I have just finished writing a wedding speech for an old friend. It is the father’s speech and I have spent a number of hours doing it.
It is an honour and a privilege to be asked to pen such a thing. It is also a great responsibility that can prompt procrastination. I have been prone to procrastinating over very important deadlines in the past and this last thing was promising to be no different. The day of my father’s funeral saw me putting his eulogy together as late as that very same morning. Luckily for me, both speeches turned out to be worthwhile.
I am not going to be watching my friend deliver the Dad Speech. He said that he will get me a copy of the video, so I’ll see it later. My own Dad Speech, I have revisited many times in my memory. I was sending off a father into the great unknown and I was trying to do it in style. I wanted to make ’em laugh and then make ’em cry.

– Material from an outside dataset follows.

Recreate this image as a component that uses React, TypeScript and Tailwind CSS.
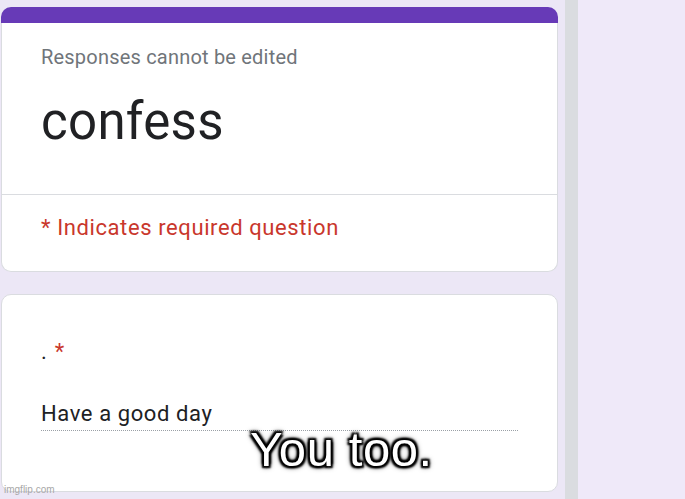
export default function App() {
  return (
    <div className="relative flex h-[499px] w-[685px] overflow-hidden bg-[#ece7f6] font-['Roboto',sans-serif]">
      <div className="flex w-[565px] shrink-0 flex-col gap-[22px] pl-[1px] pt-[7px]">
        {/* header card */}
        <div className="w-[557px]">
          <div className="h-[16px] rounded-t-[10px] bg-[#673ab7]" />
          <div className="rounded-b-[10px] border-x border-b border-[#dadce0] bg-white">
            <div className="h-[172px] border-b border-[#dadce0] px-[39px] pt-[22px]">
              <p className="text-[20px] leading-[24px] tracking-[0.2px] text-[#70757a]">Responses cannot be edited</p>
              <h1 className="mt-[25px] text-[51px] leading-[56px] tracking-[0.3px] text-[#202124]">confess</h1>
            </div>
            <div className="h-[76px] px-[39px] pt-[19px]">
              <p className="text-[22px] leading-[28px] tracking-[0.6px] text-[#c9372c]">* Indicates required question</p>
            </div>
          </div>
        </div>

        {/* question card */}
        <div className="h-[198px] w-[557px] rounded-[10px] border border-[#dadce0] bg-white px-[39px] pt-[43px]">
          <p className="text-[22px] leading-[28px] text-[#202124]">
            .<span className="pl-[8px] text-[#c9372c]">*</span>
          </p>
          <div className="mt-[34px] w-[477px] border-b border-dotted border-[#9aa0a6] pb-[2px]">
            <p className="text-[22px] leading-[28px] tracking-[0.6px] text-[#202124]">Have a good day</p>
          </div>
        </div>
      </div>

      <div className="w-[13px] shrink-0 bg-[#dadce0]" />
      <div className="flex-1 bg-[#efe9f9]" />

      {/* meme caption */}
      <span className="absolute left-[250px] top-[425px] font-['Liberation_Sans',Arial,sans-serif] text-[49px] leading-[49px] tracking-[0.6px] text-white [text-shadow:2px_2px_2px_#000,-2px_-2px_2px_#000,2px_-2px_2px_#000,-2px_2px_2px_#000,0_0_3px_#000,0_0_4px_#000,0_0_6px_#000]">
        You too.
      </span>
      <span className="absolute left-[4px] top-[484px] font-['Liberation_Sans',Arial,sans-serif] text-[10px] leading-[12px] text-[#a8a8a8]">
        imgflip.com
      </span>
    </div>
  );
}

I kept looking over my shoulder towards his tiny coffin whilst imagining his knowing roll of his eyes; he wouldn’t have asked for such a send-off. But that was my time as well as his. I needed to say the words and I needed him to hear them.
As the last utterance slipped slowly into the hushed church, I heard the deep exhalation of breath, the relieved sniffle of a handkerchief being called into action, and I thought I heard a nod of gratitude coming from the space that he used to inhabit.
Words can express. Words can build bridges between the past and the present. Words can help to build love.
I sat in the sunshine of my friend’s courtyard and read through the words that I had written for him. I made a few ‘on the spot’ corrections, but read it all through. He had what is common in today’s world, a broken relationship, a new family, but still that bond of love and care remained. It was my task to let the words recreate those decades of love from afar, of years of trying to do the right thing for a daughter who was being raised by others.
When the final lines were read, I was relieved to see that he was smiling and crying at the same time. He told me how much he appreciated what I had done and that it had captured everything that he had truly wanted to say.